Both bilirubin and biliverdin are excreted into the bile ducts, and the bile, in turn, is excreted into the intestines. Some of the bile is adsorbed further down in the small intestine and back into the blood stream. The material adsorbed into the blood stream is further reduced to urobilinogen. Part of this adsorbed material then passes out of the body through the kidneys into the urine as urobilinogen or in an oxidized form as urobilin.
Normally, little or no urobilinogen or bilirubin is excreted in the urine unless a pathological condition exists in the liver such as an impairment of the liver cell mechanisms giving rise to various types of jaundice. Urobilinogen problems are more evident with Orientals and the type of liver damage that they can have than with Caucasians. The determination of urinary urobilinogen also is a useful test for detecting the early stages of hepatitis.
In view of the above, determination of urobilinogen in urine is important in clinical testing and diagnostics. Various so-called reagent strips and dipsticks used for urine testing contain tests for urobilinogen. The commercially available Chemstrip.RTM. of Bio-Dynamics, Division Boehringer Mannheim Corp., Indianapolis, Ind., and the N-Multistix.RTM. of Ames Division, Miles Laboratories, Inc., Elkhart, Ind., are typical examples of such products which include tests for urobilinogen.
The classical test, originally devised by Paul Ehrlich in 1901, employs paradimethylaminobenzaldehyde as a test for urobilinogen which in strongly acid medium produces a brown-orange color with said reagent (Ehrlich's reagent). In modifications of this test, 4-methoxybenzene-diazonium-tetrafluoroborate and related compounds replace Ehrlich's reagent as first described by Kutter et al., Dtsch. Med. Wschr. 98, 112 (1973).

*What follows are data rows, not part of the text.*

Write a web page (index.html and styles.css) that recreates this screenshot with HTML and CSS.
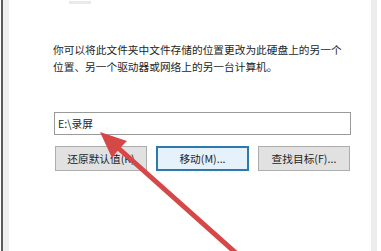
FILE: index.html
```html
<!DOCTYPE html>
<html lang="zh-CN">
<head>
    <meta charset="UTF-8">
    <meta name="viewport" content="width=device-width, initial-scale=1.0">
    <title>位置</title>
    <link rel="stylesheet" href="styles.css">
</head>
<body>
    <div class="window">
        <div class="edge-left"></div>
        <div class="content">
            <div class="tab-stub"></div>
            <p class="desc">
                <span class="line">你可以将此文件夹中文件存储的位置更改为此硬盘上的另一个</span>
                <span class="line">位置、另一个驱动器或网络上的另一台计算机。</span>
            </p>
            <div class="path-box">E:\录屏</div>
            <div class="buttons">
                <button class="btn">还原默认值(R)</button>
                <button class="btn btn-default">移动(M)...</button>
                <button class="btn">查找目标(F)...</button>
            </div>
        </div>
        <div class="edge-right"></div>
    </div>

    <svg class="arrow" width="381" height="251" viewBox="0 0 381 251">
        <line x1="116" y1="146" x2="246" y2="262" stroke="#d64848" stroke-width="5" stroke-linecap="round"/>
        <polygon points="100,132 127,141 119,149 112,158" fill="#d64848"/>
    </svg>
</body>
</html>
```

FILE: styles.css
```css
body {
    margin: 0;
    background: #ffffff;
    font-family: "Noto Sans CJK SC", "Microsoft YaHei", sans-serif;
    color: #1e1e1e;
}
.window {
    display: flex;
    height: 251px;
    padding-left: 1px;
    overflow: hidden;
}
.edge-left {
    width: 6px;
    border-left: 2px solid #5c5c5c;
    background: #f0f0f0;
}
.content {
    flex: 1;
    padding-left: 44px;
}
.tab-stub {
    width: 22px;
    height: 3px;
    margin: 1px 0 0 16px;
    background: #ebebe6;
}
.desc {
    margin: 37px 0 0;
    font-size: 10.7px;
    line-height: 17px;
}
.line {
    display: block;
    white-space: nowrap;
}
.path-box {
    box-sizing: border-box;
    width: 297px;
    height: 23px;
    margin-top: 37px;
    margin-left: 1px;
    padding-left: 3px;
    border: 1px solid #9a9a9a;
    font-size: 10.7px;
    line-height: 21px;
}
.buttons {
    display: flex;
    gap: 9px;
    margin-top: 11px;
    margin-left: 2px;
}
.btn {
    box-sizing: border-box;
    width: 92px;
    height: 25px;
    padding: 0;
    background: #e1e1e1;
    border: 1px solid #adadad;
    font-family: inherit;
    font-size: 10.7px;
    color: #1e1e1e;
}
.btn-default {
    width: 93px;
    background: #e5f1fb;
    border: 2px solid #2d79ad;
}
.edge-right {
    width: 6px;
    margin-right: 4px;
    background: #ededed;
}
.arrow {
    position: absolute;
    left: 0;
    top: 0;
    pointer-events: none;
}
```
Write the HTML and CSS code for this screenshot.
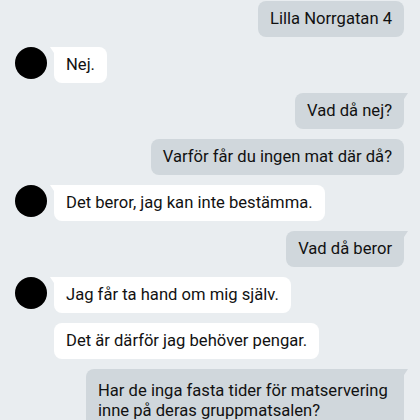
FILE: index.html
```html
<!DOCTYPE html>
<html lang="sv">
<head>
    <meta charset="UTF-8">
    <title>Chatt</title>
    <link rel="stylesheet" href="styles.css">
</head>
<body>
    <div class="chat">
        <div class="row sent">
            <div class="bubble">Lilla Norrgatan 4</div>
        </div>

        <div class="row received">
            <div class="avatar"></div>
            <div class="bubble tail">Nej.</div>
        </div>

        <div class="row sent">
            <div class="bubble tail">Vad då nej?</div>
        </div>
        <div class="row sent">
            <div class="bubble">Varför får du ingen mat där då?</div>
        </div>

        <div class="row received">
            <div class="avatar"></div>
            <div class="bubble tail">Det beror, jag kan inte bestämma.</div>
        </div>

        <div class="row sent">
            <div class="bubble tail">Vad då beror</div>
        </div>

        <div class="row received">
            <div class="avatar"></div>
            <div class="bubble tail">Jag får ta hand om mig själv.</div>
        </div>
        <div class="row received">
            <div class="avatar empty"></div>
            <div class="bubble">Det är därför jag behöver pengar.</div>
        </div>

        <div class="row sent">
            <div class="bubble tail multi">Har de inga fasta tider för matservering<br>inne på deras gruppmatsalen?</div>
        </div>
    </div>
</body>
</html>
```

FILE: styles.css
```css
body {
    margin: 0;
    background-color: #e9edf0;
    font-family: Roboto, "Liberation Sans", sans-serif;
    font-size: 16.6px;
    line-height: 20px;
    color: #111;
    overflow: hidden;
}
.chat {
    display: flex;
    flex-direction: column;
    gap: 10px;
    padding: 1px 16px 0 15px;
}
.row {
    display: flex;
    align-items: flex-start;
}
.sent {
    justify-content: flex-end;
}
.received {
    gap: 7px;
}
.avatar {
    width: 32px;
    height: 32px;
    border-radius: 50%;
    background-color: #000;
    flex-shrink: 0;
}
.avatar.empty {
    background-color: transparent;
}
.bubble {
    position: relative;
    padding: 8px 12px;
    border-radius: 8px;
    box-sizing: border-box;
    white-space: nowrap;
}
.sent .bubble {
    background-color: #d0d7dc;
}
.received .bubble {
    background-color: #fff;
}
.bubble.multi {
    width: 318px;
    padding-top: 12px;
}
/* little flag on the first bubble of a group */
.bubble.tail::before {
    content: "";
    position: absolute;
    top: 0;
    width: 0;
    height: 0;
    border-top: 6px solid;
}
.received .bubble.tail {
    border-top-left-radius: 0;
}
.received .bubble.tail::before {
    left: -4px;
    border-top-color: #fff;
    border-left: 4px solid transparent;
}
.sent .bubble.tail {
    border-top-right-radius: 0;
}
.sent .bubble.tail::before {
    right: -4px;
    border-top-color: #d0d7dc;
    border-right: 4px solid transparent;
}
```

Further background on urobilinogen and its testing can be had by reference to a common text in the field, for example, Tietz, Fundamentals of Clinical Chemistry, W. B. Saunders Company, Philadelphia, Pa., 1970, pp. 762-766. See also, Jackson and Conrad, Amer. Clin. Prod. Rev. 4 (12), 10-19 (1985).
As part of normal quality control, the clinician and laboratory technologist must be assured that the urobilinogen test is working properly; that is, it must give a good positive test if positive material is present in the patient's sample. Otherwise, the clinician could miss a potential problem present in the urine which may be indicative of certain liver malfunctions. Availability of a stable control solution for urobilinogen would this find significant use as an adjunct to the quality control of urobilinogen tests.